Where a line below holds the string "TypeScript", copy that line.

#### RECORDED DATA:
------
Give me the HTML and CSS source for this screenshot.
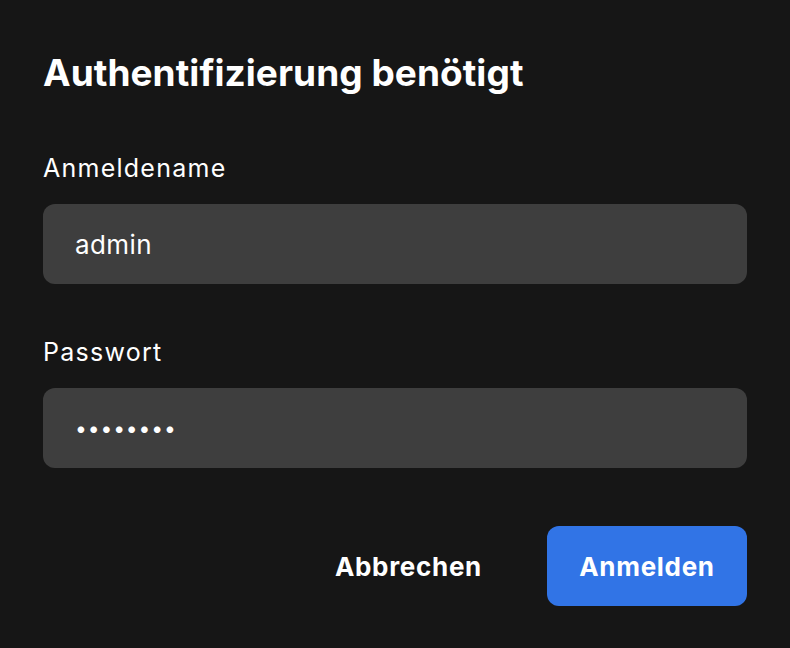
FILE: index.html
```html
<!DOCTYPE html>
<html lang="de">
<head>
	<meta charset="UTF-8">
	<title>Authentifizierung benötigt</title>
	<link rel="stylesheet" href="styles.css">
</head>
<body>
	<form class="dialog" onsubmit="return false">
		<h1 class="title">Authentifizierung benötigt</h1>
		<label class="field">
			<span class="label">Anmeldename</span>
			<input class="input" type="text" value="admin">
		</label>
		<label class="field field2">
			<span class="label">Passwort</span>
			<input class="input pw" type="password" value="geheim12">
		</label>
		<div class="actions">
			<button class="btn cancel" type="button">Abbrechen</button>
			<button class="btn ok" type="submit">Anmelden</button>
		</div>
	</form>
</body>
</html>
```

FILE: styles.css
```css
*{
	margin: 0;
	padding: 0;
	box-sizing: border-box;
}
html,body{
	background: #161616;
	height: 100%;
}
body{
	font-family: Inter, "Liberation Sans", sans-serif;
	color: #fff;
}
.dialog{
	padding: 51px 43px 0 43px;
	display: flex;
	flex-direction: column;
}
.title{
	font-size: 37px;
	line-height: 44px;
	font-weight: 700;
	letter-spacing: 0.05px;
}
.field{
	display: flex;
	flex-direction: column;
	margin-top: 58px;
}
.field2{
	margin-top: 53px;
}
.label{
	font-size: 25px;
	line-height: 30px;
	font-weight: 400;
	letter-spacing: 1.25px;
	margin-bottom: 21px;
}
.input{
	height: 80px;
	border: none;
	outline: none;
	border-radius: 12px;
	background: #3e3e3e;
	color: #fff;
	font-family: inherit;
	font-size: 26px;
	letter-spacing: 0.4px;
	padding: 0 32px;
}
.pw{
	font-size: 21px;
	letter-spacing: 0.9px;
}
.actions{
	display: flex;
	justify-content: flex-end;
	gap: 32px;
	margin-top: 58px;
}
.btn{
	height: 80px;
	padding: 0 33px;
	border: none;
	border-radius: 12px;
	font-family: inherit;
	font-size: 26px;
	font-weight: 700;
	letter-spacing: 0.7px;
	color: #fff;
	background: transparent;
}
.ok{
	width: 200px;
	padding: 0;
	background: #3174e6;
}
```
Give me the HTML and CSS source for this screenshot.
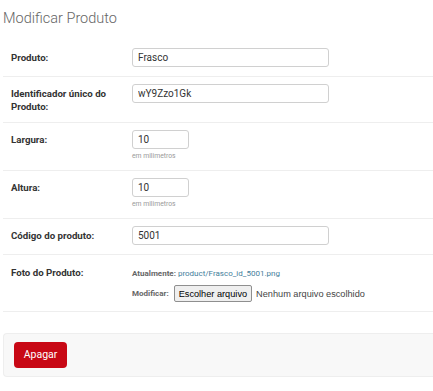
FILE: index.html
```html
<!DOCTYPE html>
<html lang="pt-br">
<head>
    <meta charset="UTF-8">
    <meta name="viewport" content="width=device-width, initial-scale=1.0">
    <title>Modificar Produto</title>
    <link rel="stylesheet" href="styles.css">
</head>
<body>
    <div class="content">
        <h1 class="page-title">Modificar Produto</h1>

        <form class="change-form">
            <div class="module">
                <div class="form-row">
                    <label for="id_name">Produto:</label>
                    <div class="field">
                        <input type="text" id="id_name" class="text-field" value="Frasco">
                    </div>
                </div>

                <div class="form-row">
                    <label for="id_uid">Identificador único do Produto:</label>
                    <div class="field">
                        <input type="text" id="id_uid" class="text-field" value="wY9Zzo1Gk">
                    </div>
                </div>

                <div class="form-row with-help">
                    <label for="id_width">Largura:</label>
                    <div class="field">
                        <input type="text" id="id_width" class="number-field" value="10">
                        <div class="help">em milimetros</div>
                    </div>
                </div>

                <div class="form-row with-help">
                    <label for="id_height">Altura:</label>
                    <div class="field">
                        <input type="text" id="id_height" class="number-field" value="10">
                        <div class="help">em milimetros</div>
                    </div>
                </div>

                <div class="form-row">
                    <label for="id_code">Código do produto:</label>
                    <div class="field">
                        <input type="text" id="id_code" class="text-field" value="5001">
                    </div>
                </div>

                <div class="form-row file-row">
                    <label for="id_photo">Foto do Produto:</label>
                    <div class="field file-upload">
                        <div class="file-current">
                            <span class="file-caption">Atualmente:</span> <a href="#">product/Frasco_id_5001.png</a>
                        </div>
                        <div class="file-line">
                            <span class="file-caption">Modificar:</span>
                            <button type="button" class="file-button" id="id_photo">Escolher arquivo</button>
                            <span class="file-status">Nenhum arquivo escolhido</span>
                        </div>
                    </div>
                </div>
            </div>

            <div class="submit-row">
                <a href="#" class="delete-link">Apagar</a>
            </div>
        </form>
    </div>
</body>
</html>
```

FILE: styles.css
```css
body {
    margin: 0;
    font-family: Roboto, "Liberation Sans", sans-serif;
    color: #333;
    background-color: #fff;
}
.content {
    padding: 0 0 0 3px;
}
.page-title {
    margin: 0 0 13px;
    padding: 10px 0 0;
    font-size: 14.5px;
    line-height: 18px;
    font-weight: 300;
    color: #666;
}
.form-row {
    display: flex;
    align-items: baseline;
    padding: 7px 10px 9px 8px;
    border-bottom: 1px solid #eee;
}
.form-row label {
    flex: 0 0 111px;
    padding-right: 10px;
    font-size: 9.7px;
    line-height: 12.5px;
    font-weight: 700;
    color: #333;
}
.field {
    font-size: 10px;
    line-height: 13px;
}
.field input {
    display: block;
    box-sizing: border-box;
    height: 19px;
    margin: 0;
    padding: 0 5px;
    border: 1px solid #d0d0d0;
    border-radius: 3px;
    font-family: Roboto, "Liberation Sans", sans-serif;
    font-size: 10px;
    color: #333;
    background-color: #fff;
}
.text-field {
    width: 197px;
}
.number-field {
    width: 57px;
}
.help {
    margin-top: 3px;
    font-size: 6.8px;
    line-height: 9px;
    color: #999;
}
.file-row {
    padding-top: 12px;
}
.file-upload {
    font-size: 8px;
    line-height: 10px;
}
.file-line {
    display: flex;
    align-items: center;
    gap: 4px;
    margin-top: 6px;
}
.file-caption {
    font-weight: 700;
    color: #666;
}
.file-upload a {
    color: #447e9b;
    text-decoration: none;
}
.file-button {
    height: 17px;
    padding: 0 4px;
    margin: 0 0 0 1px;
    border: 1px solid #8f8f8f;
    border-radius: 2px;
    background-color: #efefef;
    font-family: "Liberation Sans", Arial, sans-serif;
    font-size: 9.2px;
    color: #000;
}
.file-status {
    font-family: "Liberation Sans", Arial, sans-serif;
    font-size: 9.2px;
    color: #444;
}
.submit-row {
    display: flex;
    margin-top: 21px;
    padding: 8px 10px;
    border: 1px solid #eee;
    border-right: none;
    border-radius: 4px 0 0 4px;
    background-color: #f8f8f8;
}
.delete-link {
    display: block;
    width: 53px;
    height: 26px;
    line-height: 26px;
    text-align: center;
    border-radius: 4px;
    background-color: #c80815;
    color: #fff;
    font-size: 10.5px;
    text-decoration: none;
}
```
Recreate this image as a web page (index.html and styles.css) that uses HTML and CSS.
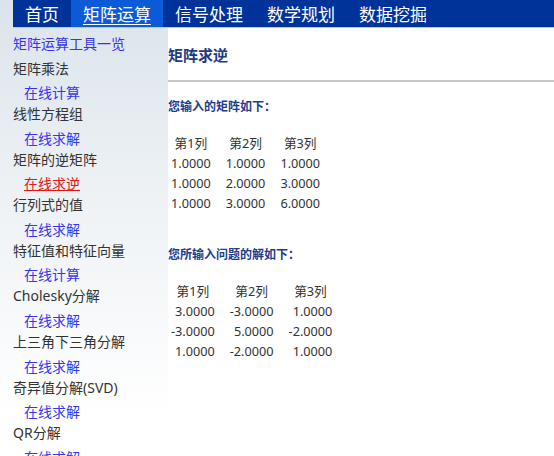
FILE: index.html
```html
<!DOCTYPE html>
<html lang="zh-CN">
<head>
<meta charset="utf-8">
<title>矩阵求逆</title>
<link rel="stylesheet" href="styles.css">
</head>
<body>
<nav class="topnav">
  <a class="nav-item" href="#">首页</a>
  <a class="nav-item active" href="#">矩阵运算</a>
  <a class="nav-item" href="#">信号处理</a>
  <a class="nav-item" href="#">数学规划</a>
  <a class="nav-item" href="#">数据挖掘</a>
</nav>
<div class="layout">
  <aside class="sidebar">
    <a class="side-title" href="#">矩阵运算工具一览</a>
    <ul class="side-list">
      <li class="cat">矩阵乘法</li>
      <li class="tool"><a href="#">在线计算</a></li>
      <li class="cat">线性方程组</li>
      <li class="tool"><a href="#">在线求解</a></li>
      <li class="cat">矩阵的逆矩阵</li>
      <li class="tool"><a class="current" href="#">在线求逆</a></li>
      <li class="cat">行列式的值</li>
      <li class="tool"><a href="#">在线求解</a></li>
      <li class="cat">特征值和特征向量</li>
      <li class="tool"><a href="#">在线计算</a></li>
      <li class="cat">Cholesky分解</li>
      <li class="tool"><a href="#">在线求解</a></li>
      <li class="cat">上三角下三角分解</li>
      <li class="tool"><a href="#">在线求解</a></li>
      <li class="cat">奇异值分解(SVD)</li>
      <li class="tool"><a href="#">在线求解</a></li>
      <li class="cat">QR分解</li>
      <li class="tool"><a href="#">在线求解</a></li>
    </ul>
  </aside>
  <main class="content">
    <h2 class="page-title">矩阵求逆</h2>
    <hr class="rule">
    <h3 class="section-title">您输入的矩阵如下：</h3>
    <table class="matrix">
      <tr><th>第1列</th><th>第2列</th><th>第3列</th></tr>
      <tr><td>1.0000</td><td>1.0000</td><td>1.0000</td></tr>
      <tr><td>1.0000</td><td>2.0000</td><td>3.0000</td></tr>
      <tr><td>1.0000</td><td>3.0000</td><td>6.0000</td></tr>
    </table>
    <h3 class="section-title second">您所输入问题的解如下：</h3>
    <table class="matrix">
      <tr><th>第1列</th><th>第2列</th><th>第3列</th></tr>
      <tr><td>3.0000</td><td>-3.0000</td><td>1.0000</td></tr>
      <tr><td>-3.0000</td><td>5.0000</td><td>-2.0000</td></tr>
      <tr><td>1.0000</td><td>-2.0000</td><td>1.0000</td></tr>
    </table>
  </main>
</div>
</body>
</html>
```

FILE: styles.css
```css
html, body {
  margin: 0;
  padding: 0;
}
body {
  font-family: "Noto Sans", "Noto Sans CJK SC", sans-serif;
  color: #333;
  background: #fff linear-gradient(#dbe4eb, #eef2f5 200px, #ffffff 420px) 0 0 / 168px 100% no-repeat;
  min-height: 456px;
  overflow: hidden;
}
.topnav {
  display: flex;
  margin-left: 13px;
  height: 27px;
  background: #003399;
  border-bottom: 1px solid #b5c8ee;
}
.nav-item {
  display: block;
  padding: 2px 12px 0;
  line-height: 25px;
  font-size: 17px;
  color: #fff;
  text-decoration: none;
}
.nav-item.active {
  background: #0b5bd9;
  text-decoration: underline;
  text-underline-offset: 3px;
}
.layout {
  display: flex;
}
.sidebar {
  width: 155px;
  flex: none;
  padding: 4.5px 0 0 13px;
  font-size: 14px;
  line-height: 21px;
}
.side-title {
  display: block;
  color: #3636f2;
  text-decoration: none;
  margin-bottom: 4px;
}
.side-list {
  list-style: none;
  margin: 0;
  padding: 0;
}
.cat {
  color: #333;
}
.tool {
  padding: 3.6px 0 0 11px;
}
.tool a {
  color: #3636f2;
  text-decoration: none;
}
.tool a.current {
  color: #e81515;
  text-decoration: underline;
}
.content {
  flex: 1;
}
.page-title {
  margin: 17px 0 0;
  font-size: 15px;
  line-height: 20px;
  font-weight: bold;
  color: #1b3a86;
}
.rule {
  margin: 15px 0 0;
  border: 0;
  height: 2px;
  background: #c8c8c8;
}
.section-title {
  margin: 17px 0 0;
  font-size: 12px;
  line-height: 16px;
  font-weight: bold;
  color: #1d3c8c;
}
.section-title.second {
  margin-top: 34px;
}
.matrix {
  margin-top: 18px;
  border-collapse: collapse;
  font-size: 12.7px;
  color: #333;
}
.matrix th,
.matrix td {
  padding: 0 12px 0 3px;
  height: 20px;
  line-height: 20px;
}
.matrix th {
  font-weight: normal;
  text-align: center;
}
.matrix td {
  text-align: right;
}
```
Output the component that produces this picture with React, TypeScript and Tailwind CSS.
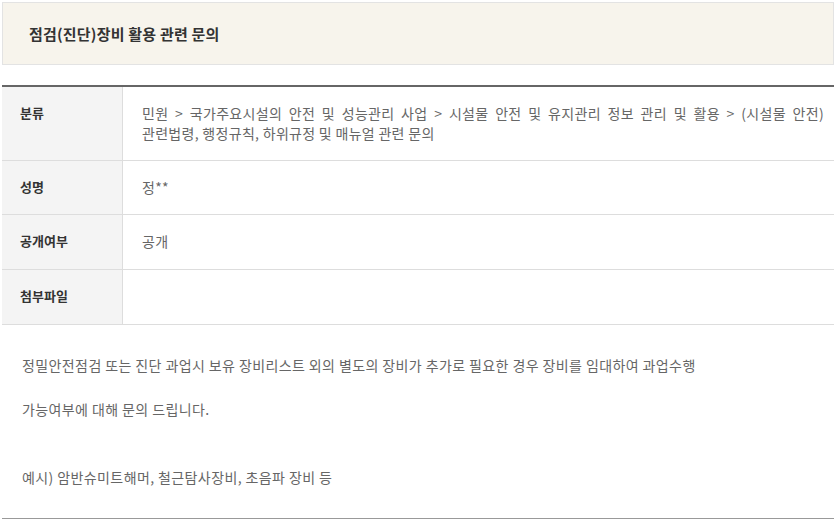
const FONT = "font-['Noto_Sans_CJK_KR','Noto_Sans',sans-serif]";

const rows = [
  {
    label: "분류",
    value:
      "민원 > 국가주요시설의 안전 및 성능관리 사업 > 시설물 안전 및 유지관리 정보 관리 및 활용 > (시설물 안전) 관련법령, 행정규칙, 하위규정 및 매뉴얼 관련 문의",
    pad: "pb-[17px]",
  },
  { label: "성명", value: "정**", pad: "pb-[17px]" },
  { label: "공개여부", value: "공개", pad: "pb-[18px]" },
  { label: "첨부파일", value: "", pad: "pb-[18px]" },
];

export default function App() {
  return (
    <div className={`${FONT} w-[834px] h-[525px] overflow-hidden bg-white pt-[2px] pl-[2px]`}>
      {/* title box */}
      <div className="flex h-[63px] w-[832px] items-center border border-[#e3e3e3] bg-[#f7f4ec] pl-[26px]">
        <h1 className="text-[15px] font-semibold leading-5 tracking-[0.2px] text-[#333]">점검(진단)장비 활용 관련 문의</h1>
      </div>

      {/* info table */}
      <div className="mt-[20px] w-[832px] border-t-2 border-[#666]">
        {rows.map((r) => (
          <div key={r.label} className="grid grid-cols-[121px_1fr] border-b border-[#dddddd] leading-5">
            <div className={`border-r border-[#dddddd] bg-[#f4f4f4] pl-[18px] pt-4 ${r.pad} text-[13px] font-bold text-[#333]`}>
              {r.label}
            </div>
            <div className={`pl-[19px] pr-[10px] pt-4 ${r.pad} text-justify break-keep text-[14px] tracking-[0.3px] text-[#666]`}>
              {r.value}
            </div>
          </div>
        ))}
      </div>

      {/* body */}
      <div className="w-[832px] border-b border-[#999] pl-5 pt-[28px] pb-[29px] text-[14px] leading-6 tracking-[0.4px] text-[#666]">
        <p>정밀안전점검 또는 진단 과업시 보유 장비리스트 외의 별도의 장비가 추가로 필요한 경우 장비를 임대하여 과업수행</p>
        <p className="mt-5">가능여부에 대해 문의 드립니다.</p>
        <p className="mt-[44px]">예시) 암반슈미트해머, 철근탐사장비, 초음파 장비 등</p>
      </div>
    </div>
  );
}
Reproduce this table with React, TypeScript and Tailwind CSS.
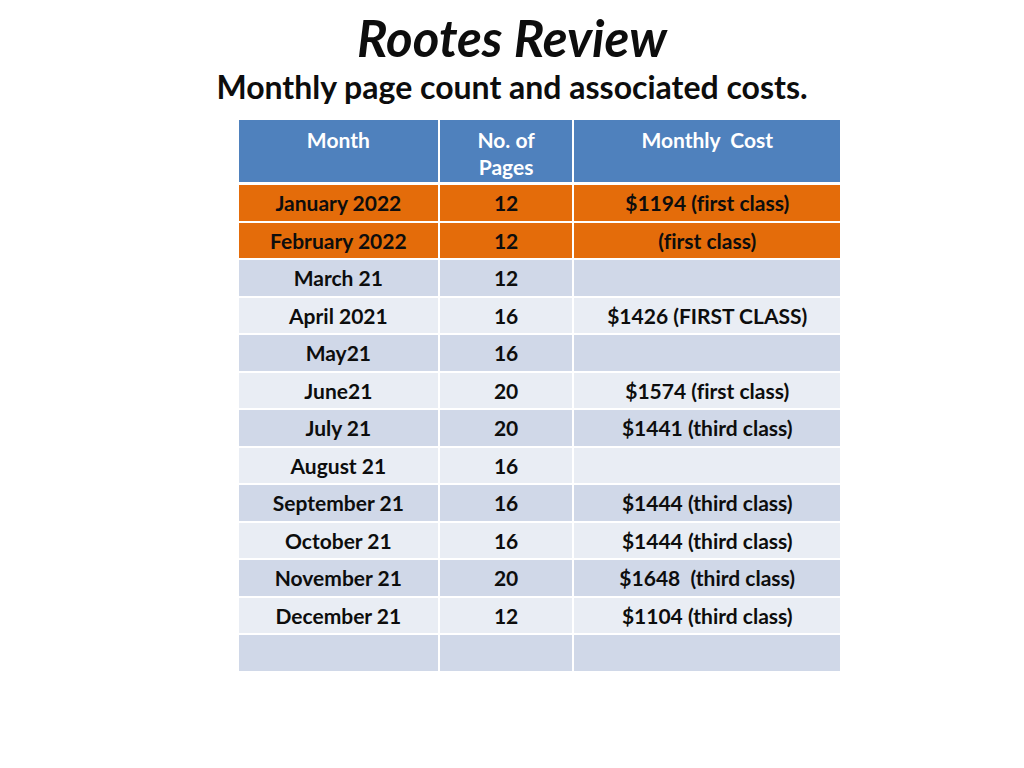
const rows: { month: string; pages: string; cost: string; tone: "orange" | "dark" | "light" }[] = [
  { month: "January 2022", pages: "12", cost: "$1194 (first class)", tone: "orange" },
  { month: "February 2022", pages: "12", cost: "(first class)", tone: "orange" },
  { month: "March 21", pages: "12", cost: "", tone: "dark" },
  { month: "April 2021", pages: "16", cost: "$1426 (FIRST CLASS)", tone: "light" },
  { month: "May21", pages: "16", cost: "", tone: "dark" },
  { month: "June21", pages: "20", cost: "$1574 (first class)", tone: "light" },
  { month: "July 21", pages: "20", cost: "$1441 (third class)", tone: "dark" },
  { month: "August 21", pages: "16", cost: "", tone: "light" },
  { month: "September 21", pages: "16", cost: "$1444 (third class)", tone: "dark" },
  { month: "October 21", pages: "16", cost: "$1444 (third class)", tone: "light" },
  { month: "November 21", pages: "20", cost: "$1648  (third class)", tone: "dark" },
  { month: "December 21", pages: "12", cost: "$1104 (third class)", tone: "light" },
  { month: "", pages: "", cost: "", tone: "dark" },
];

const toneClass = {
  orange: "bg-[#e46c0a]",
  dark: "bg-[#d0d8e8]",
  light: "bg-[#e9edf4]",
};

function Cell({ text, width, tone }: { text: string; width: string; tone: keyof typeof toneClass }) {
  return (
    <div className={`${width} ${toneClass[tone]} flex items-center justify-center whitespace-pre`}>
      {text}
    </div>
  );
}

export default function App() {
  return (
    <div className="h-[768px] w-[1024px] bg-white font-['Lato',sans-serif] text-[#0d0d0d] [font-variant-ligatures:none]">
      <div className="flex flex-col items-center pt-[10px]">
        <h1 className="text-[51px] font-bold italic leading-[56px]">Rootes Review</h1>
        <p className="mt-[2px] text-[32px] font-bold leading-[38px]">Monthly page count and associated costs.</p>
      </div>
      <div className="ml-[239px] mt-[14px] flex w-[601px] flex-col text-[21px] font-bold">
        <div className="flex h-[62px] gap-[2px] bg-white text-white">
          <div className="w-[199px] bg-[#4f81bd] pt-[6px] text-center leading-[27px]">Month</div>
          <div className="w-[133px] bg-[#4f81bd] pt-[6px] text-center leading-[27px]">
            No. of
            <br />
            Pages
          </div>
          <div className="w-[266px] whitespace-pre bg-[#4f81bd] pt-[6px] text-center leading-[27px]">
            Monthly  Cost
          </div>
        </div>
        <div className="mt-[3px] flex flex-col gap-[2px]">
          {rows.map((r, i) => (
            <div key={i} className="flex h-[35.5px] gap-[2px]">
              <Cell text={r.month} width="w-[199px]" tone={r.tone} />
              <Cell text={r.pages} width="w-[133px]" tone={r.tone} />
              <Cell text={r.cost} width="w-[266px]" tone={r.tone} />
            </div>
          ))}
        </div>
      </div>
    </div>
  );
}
------
#### SOLUTION BELOW:
Output the component that produces this picture with React, TypeScript and Tailwind CSS.
Reproduce this table with React, TypeScript and Tailwind CSS.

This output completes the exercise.